## EXERCISE DESCRIPTION
Transcribe all of the material exactly, except for its pictures.

## GIVEN MATERIAL

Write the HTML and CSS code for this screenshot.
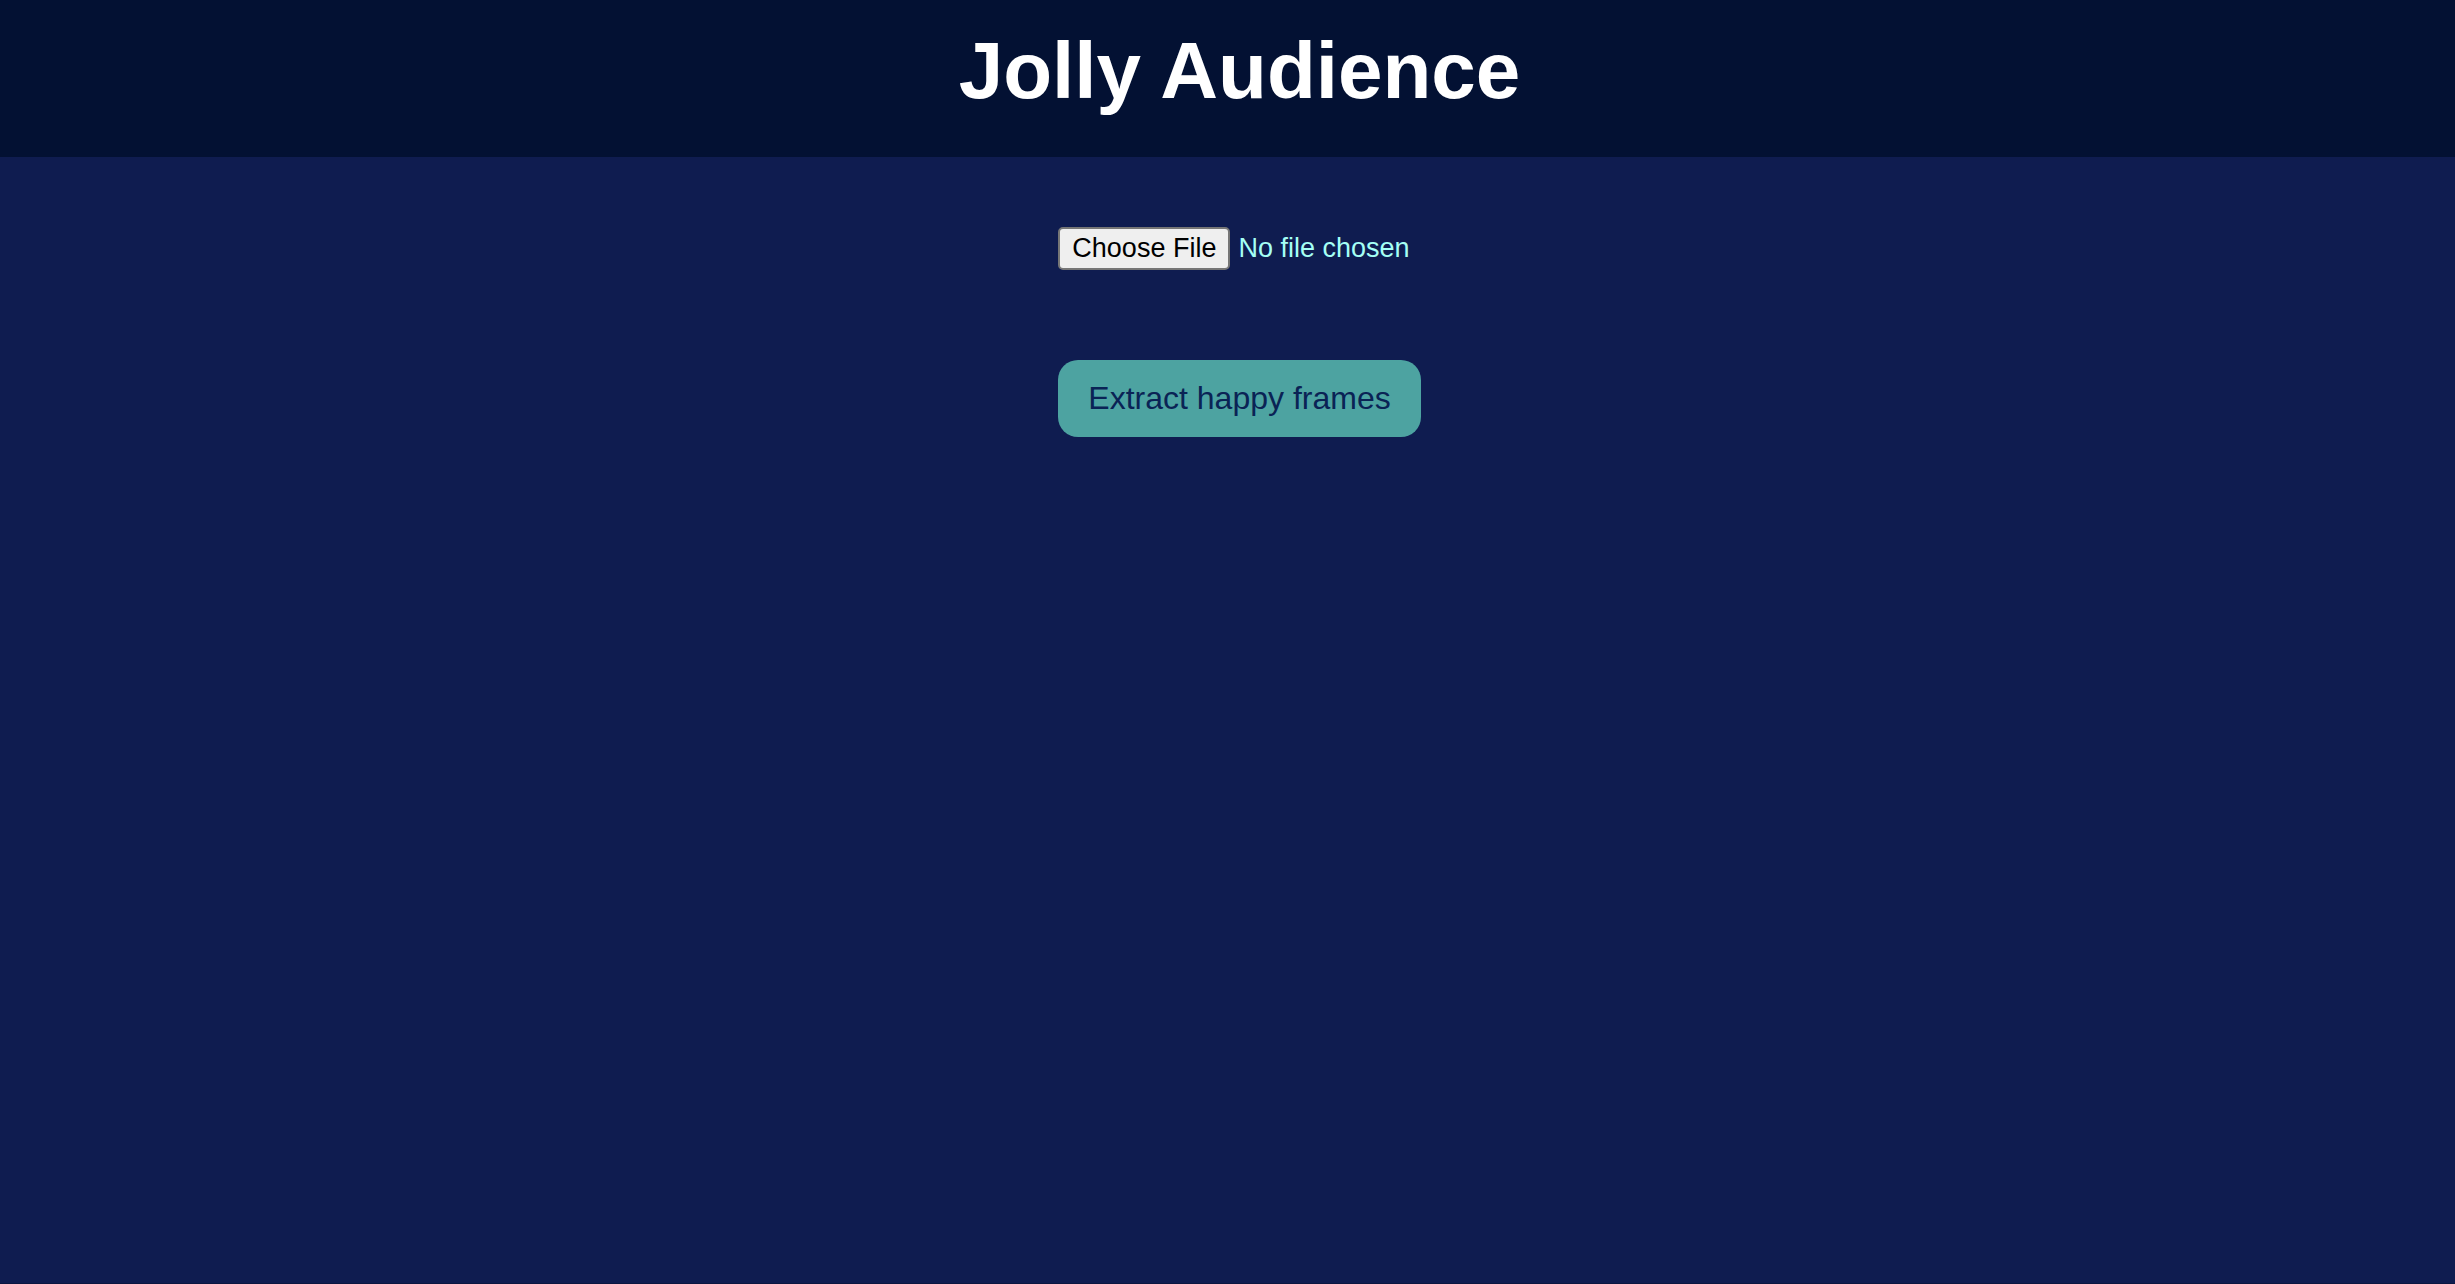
FILE: index.html
```html
<!DOCTYPE html>
<html lang="en">
<head>
  <meta charset="utf-8">
  <title>Jolly Audience</title>
  <link rel="stylesheet" href="styles.css">
</head>
<body>
  <header class="header">
    <h1 class="title">Jolly Audience</h1>
  </header>
  <main class="main">
    <form class="form">
      <input class="file" type="file" aria-label="Video file">
      <button class="extract" type="button">Extract happy frames</button>
    </form>
  </main>
</body>
</html>
```

FILE: styles.css
```css
* {
  box-sizing: border-box;
}

body {
  margin: 0;
  min-height: 100vh;
  display: flex;
  flex-direction: column;
  background: #0f1c50;
  font-family: "Liberation Sans", Arial, sans-serif;
}

.header {
  padding: 25px 0 40px 24px;
  background: #031133;
}

.title {
  margin: 0;
  color: #fff;
  font-size: 80px;
  line-height: 92px;
  text-align: center;
}

.main {
  flex: 1;
  display: flex;
  justify-content: center;
  align-items: flex-start;
  padding: 70px 0 0 24px;
  border-bottom: 1px solid #0a1640;
}

.form {
  display: grid;
  gap: 90px;
}

.file {
  width: 0;
  min-width: 100%;
  color: #a5fff5;
  font-family: inherit;
  font-size: 27px;
}

.file::file-selector-button {
  height: 43px;
  margin: 0 8px 0 0;
  padding: 0 12px;
  border: 2px solid #767676;
  border-radius: 5px;
  background: #efefef;
  color: #000;
  font: inherit;
}

.extract {
  padding: 20px 30px;
  border: 0;
  border-radius: 20px;
  background: #4da3a1;
  color: #0a2355;
  font-family: inherit;
  font-size: 32px;
  line-height: 37px;
}
```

## RESPONSE TO THE EXERCISE
Write the HTML and CSS code for this screenshot.
FILE: index.html
```html
<!DOCTYPE html>
<html lang="en">
<head>
  <meta charset="utf-8">
  <title>Jolly Audience</title>
  <link rel="stylesheet" href="styles.css">
</head>
<body>
  <header class="header">
    <h1 class="title">Jolly Audience</h1>
  </header>
  <main class="main">
    <form class="form">
      <input class="file" type="file" aria-label="Video file">
      <button class="extract" type="button">Extract happy frames</button>
    </form>
  </main>
</body>
</html>
```

FILE: styles.css
```css
* {
  box-sizing: border-box;
}

body {
  margin: 0;
  min-height: 100vh;
  display: flex;
  flex-direction: column;
  background: #0f1c50;
  font-family: "Liberation Sans", Arial, sans-serif;
}

.header {
  padding: 25px 0 40px 24px;
  background: #031133;
}

.title {
  margin: 0;
  color: #fff;
  font-size: 80px;
  line-height: 92px;
  text-align: center;
}

.main {
  flex: 1;
  display: flex;
  justify-content: center;
  align-items: flex-start;
  padding: 70px 0 0 24px;
  border-bottom: 1px solid #0a1640;
}

.form {
  display: grid;
  gap: 90px;
}

.file {
  width: 0;
  min-width: 100%;
  color: #a5fff5;
  font-family: inherit;
  font-size: 27px;
}

.file::file-selector-button {
  height: 43px;
  margin: 0 8px 0 0;
  padding: 0 12px;
  border: 2px solid #767676;
  border-radius: 5px;
  background: #efefef;
  color: #000;
  font: inherit;
}

.extract {
  padding: 20px 30px;
  border: 0;
  border-radius: 20px;
  background: #4da3a1;
  color: #0a2355;
  font-family: inherit;
  font-size: 32px;
  line-height: 37px;
}
```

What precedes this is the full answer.